Information supplied →
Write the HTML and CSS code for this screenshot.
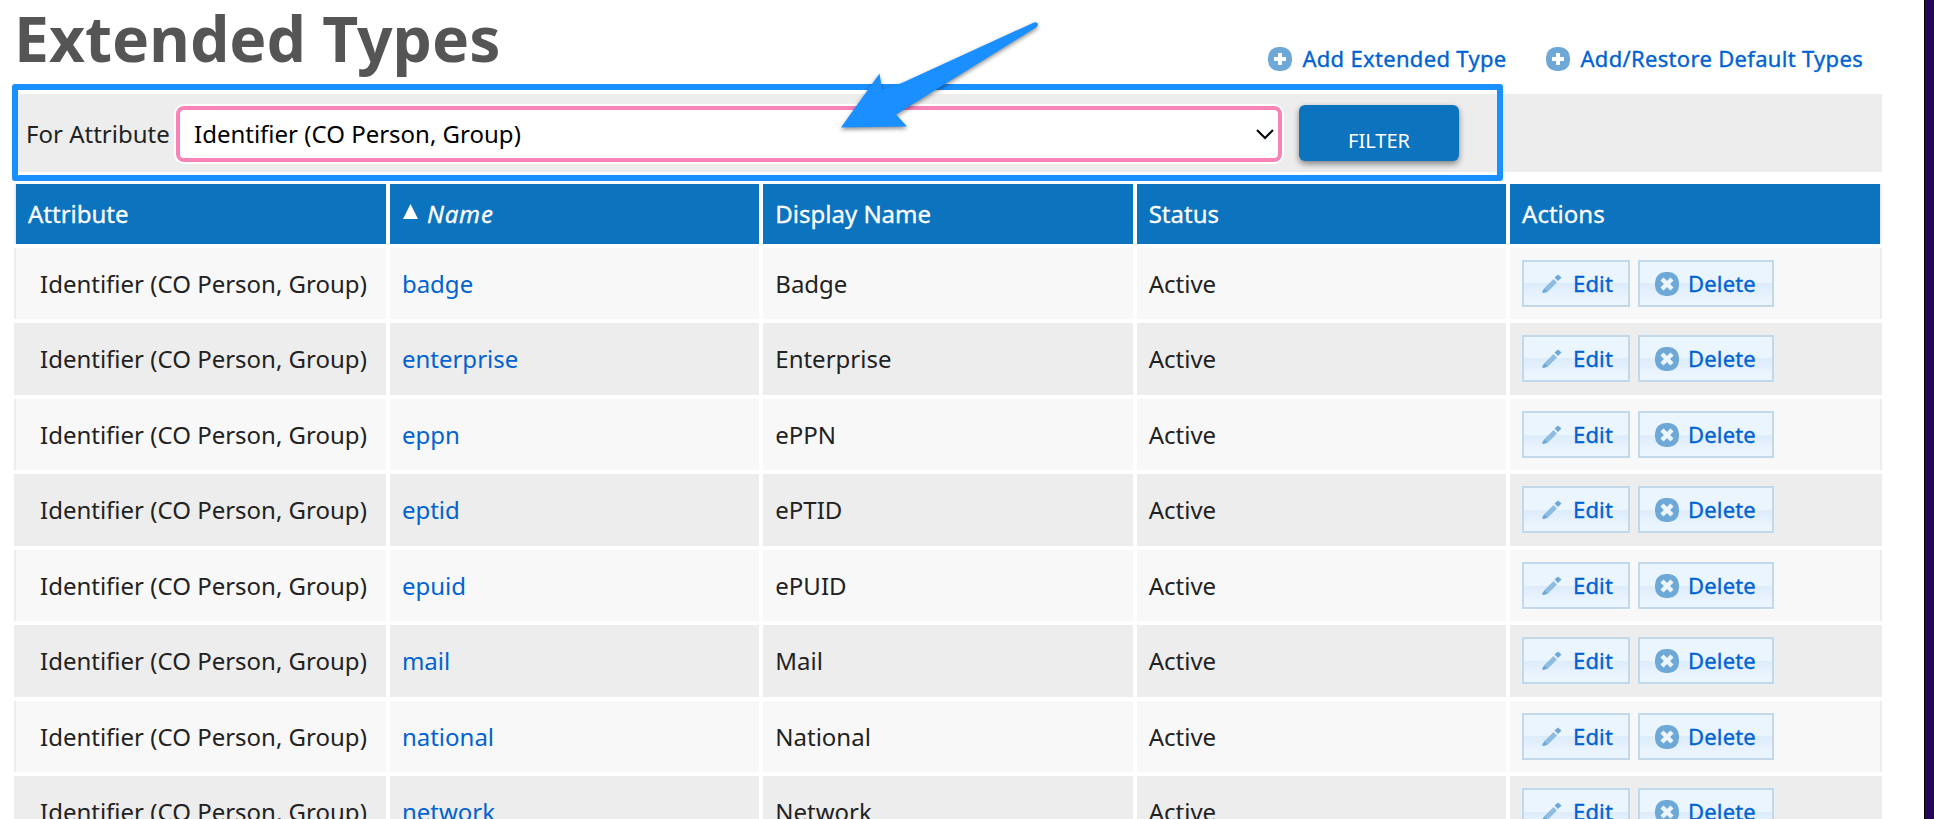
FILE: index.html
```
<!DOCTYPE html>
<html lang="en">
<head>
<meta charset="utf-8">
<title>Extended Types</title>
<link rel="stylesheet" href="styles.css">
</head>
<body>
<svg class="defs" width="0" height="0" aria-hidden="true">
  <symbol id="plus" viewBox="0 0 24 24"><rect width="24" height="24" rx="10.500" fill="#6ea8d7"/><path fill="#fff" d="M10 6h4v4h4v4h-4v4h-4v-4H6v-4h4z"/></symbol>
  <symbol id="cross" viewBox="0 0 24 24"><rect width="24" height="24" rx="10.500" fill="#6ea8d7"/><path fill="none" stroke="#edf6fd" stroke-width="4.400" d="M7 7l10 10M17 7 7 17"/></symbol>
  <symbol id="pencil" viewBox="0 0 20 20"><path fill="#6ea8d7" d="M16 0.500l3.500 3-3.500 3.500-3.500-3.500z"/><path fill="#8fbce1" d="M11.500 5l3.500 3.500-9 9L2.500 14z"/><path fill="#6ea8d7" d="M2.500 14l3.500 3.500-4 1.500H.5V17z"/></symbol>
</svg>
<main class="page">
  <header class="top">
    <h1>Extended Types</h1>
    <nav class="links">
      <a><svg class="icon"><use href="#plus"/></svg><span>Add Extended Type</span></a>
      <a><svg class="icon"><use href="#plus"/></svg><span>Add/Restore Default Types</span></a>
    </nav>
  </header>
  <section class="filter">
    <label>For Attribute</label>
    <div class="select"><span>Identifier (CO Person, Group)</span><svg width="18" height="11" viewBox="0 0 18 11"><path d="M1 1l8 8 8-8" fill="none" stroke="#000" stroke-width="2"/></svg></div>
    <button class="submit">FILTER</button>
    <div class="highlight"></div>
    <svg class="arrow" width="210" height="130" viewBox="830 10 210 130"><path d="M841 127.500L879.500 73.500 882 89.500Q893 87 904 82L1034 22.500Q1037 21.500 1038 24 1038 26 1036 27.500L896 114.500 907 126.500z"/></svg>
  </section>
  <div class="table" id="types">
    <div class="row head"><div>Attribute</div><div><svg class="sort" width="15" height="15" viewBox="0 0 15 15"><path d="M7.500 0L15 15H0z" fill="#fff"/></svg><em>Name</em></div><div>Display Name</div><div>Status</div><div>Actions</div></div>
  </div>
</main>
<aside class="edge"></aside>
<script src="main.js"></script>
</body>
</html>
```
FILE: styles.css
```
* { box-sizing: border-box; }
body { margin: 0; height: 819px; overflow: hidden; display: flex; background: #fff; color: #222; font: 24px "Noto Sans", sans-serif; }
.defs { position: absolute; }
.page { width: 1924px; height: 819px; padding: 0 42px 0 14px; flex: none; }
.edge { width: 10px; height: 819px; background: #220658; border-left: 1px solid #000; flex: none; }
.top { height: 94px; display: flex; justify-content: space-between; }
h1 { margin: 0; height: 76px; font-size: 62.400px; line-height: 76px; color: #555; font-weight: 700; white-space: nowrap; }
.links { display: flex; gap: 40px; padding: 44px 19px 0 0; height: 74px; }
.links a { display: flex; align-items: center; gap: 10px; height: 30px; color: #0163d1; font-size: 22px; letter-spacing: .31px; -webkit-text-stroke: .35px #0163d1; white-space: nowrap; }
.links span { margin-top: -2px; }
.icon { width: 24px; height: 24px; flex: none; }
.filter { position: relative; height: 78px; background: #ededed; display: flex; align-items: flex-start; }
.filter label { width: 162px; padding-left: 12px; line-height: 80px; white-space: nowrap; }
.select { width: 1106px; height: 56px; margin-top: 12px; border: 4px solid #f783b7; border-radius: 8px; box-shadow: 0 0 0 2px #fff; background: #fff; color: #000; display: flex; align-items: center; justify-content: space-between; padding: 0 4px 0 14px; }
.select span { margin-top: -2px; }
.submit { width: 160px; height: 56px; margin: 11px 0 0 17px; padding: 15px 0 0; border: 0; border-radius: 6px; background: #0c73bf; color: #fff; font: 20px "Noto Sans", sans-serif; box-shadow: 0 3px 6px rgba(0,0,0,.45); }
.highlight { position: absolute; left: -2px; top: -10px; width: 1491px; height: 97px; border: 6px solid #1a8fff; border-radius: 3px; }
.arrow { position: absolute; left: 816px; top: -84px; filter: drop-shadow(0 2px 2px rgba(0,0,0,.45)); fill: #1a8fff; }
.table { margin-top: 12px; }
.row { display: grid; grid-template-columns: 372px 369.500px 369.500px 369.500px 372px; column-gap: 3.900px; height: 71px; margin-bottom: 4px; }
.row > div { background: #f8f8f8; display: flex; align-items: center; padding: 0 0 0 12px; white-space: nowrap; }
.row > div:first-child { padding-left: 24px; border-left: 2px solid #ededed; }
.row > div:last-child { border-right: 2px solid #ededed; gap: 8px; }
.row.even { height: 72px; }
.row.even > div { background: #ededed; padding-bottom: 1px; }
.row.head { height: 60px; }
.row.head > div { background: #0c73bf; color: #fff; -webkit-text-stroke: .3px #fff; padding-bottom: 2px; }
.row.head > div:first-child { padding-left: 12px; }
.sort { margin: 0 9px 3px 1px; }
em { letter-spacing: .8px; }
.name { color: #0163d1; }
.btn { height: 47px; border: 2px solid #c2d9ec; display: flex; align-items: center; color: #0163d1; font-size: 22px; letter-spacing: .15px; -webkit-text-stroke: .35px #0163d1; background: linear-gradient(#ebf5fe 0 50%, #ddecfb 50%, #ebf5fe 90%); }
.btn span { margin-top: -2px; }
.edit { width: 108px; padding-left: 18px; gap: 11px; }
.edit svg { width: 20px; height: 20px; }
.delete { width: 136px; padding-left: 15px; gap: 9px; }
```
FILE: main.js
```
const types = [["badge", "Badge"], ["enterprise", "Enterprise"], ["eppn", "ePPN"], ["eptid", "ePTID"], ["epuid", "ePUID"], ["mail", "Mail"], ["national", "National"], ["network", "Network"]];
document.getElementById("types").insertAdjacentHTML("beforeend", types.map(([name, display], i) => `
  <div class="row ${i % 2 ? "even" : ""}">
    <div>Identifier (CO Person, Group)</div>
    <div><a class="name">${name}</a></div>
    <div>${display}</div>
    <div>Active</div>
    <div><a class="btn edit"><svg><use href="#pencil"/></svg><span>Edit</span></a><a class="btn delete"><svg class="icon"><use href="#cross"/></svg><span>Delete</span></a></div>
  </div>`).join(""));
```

Job → Leave every image out, and retype the material exactly.

Answer to the problem →
Write the HTML and CSS code for this screenshot.
FILE: index.html
```
<!DOCTYPE html>
<html lang="en">
<head>
<meta charset="utf-8">
<title>Extended Types</title>
<link rel="stylesheet" href="styles.css">
</head>
<body>
<svg class="defs" width="0" height="0" aria-hidden="true">
  <symbol id="plus" viewBox="0 0 24 24"><rect width="24" height="24" rx="10.500" fill="#6ea8d7"/><path fill="#fff" d="M10 6h4v4h4v4h-4v4h-4v-4H6v-4h4z"/></symbol>
  <symbol id="cross" viewBox="0 0 24 24"><rect width="24" height="24" rx="10.500" fill="#6ea8d7"/><path fill="none" stroke="#edf6fd" stroke-width="4.400" d="M7 7l10 10M17 7 7 17"/></symbol>
  <symbol id="pencil" viewBox="0 0 20 20"><path fill="#6ea8d7" d="M16 0.500l3.500 3-3.500 3.500-3.500-3.500z"/><path fill="#8fbce1" d="M11.500 5l3.500 3.500-9 9L2.500 14z"/><path fill="#6ea8d7" d="M2.500 14l3.500 3.500-4 1.500H.5V17z"/></symbol>
</svg>
<main class="page">
  <header class="top">
    <h1>Extended Types</h1>
    <nav class="links">
      <a><svg class="icon"><use href="#plus"/></svg><span>Add Extended Type</span></a>
      <a><svg class="icon"><use href="#plus"/></svg><span>Add/Restore Default Types</span></a>
    </nav>
  </header>
  <section class="filter">
    <label>For Attribute</label>
    <div class="select"><span>Identifier (CO Person, Group)</span><svg width="18" height="11" viewBox="0 0 18 11"><path d="M1 1l8 8 8-8" fill="none" stroke="#000" stroke-width="2"/></svg></div>
    <button class="submit">FILTER</button>
    <div class="highlight"></div>
    <svg class="arrow" width="210" height="130" viewBox="830 10 210 130"><path d="M841 127.500L879.500 73.500 882 89.500Q893 87 904 82L1034 22.500Q1037 21.500 1038 24 1038 26 1036 27.500L896 114.500 907 126.500z"/></svg>
  </section>
  <div class="table" id="types">
    <div class="row head"><div>Attribute</div><div><svg class="sort" width="15" height="15" viewBox="0 0 15 15"><path d="M7.500 0L15 15H0z" fill="#fff"/></svg><em>Name</em></div><div>Display Name</div><div>Status</div><div>Actions</div></div>
  </div>
</main>
<aside class="edge"></aside>
<script src="main.js"></script>
</body>
</html>
```
FILE: styles.css
```
* { box-sizing: border-box; }
body { margin: 0; height: 819px; overflow: hidden; display: flex; background: #fff; color: #222; font: 24px "Noto Sans", sans-serif; }
.defs { position: absolute; }
.page { width: 1924px; height: 819px; padding: 0 42px 0 14px; flex: none; }
.edge { width: 10px; height: 819px; background: #220658; border-left: 1px solid #000; flex: none; }
.top { height: 94px; display: flex; justify-content: space-between; }
h1 { margin: 0; height: 76px; font-size: 62.400px; line-height: 76px; color: #555; font-weight: 700; white-space: nowrap; }
.links { display: flex; gap: 40px; padding: 44px 19px 0 0; height: 74px; }
.links a { display: flex; align-items: center; gap: 10px; height: 30px; color: #0163d1; font-size: 22px; letter-spacing: .31px; -webkit-text-stroke: .35px #0163d1; white-space: nowrap; }
.links span { margin-top: -2px; }
.icon { width: 24px; height: 24px; flex: none; }
.filter { position: relative; height: 78px; background: #ededed; display: flex; align-items: flex-start; }
.filter label { width: 162px; padding-left: 12px; line-height: 80px; white-space: nowrap; }
.select { width: 1106px; height: 56px; margin-top: 12px; border: 4px solid #f783b7; border-radius: 8px; box-shadow: 0 0 0 2px #fff; background: #fff; color: #000; display: flex; align-items: center; justify-content: space-between; padding: 0 4px 0 14px; }
.select span { margin-top: -2px; }
.submit { width: 160px; height: 56px; margin: 11px 0 0 17px; padding: 15px 0 0; border: 0; border-radius: 6px; background: #0c73bf; color: #fff; font: 20px "Noto Sans", sans-serif; box-shadow: 0 3px 6px rgba(0,0,0,.45); }
.highlight { position: absolute; left: -2px; top: -10px; width: 1491px; height: 97px; border: 6px solid #1a8fff; border-radius: 3px; }
.arrow { position: absolute; left: 816px; top: -84px; filter: drop-shadow(0 2px 2px rgba(0,0,0,.45)); fill: #1a8fff; }
.table { margin-top: 12px; }
.row { display: grid; grid-template-columns: 372px 369.500px 369.500px 369.500px 372px; column-gap: 3.900px; height: 71px; margin-bottom: 4px; }
.row > div { background: #f8f8f8; display: flex; align-items: center; padding: 0 0 0 12px; white-space: nowrap; }
.row > div:first-child { padding-left: 24px; border-left: 2px solid #ededed; }
.row > div:last-child { border-right: 2px solid #ededed; gap: 8px; }
.row.even { height: 72px; }
.row.even > div { background: #ededed; padding-bottom: 1px; }
.row.head { height: 60px; }
.row.head > div { background: #0c73bf; color: #fff; -webkit-text-stroke: .3px #fff; padding-bottom: 2px; }
.row.head > div:first-child { padding-left: 12px; }
.sort { margin: 0 9px 3px 1px; }
em { letter-spacing: .8px; }
.name { color: #0163d1; }
.btn { height: 47px; border: 2px solid #c2d9ec; display: flex; align-items: center; color: #0163d1; font-size: 22px; letter-spacing: .15px; -webkit-text-stroke: .35px #0163d1; background: linear-gradient(#ebf5fe 0 50%, #ddecfb 50%, #ebf5fe 90%); }
.btn span { margin-top: -2px; }
.edit { width: 108px; padding-left: 18px; gap: 11px; }
.edit svg { width: 20px; height: 20px; }
.delete { width: 136px; padding-left: 15px; gap: 9px; }
```
FILE: main.js
```
const types = [["badge", "Badge"], ["enterprise", "Enterprise"], ["eppn", "ePPN"], ["eptid", "ePTID"], ["epuid", "ePUID"], ["mail", "Mail"], ["national", "National"], ["network", "Network"]];
document.getElementById("types").insertAdjacentHTML("beforeend", types.map(([name, display], i) => `
  <div class="row ${i % 2 ? "even" : ""}">
    <div>Identifier (CO Person, Group)</div>
    <div><a class="name">${name}</a></div>
    <div>${display}</div>
    <div>Active</div>
    <div><a class="btn edit"><svg><use href="#pencil"/></svg><span>Edit</span></a><a class="btn delete"><svg class="icon"><use href="#cross"/></svg><span>Delete</span></a></div>
  </div>`).join(""));
```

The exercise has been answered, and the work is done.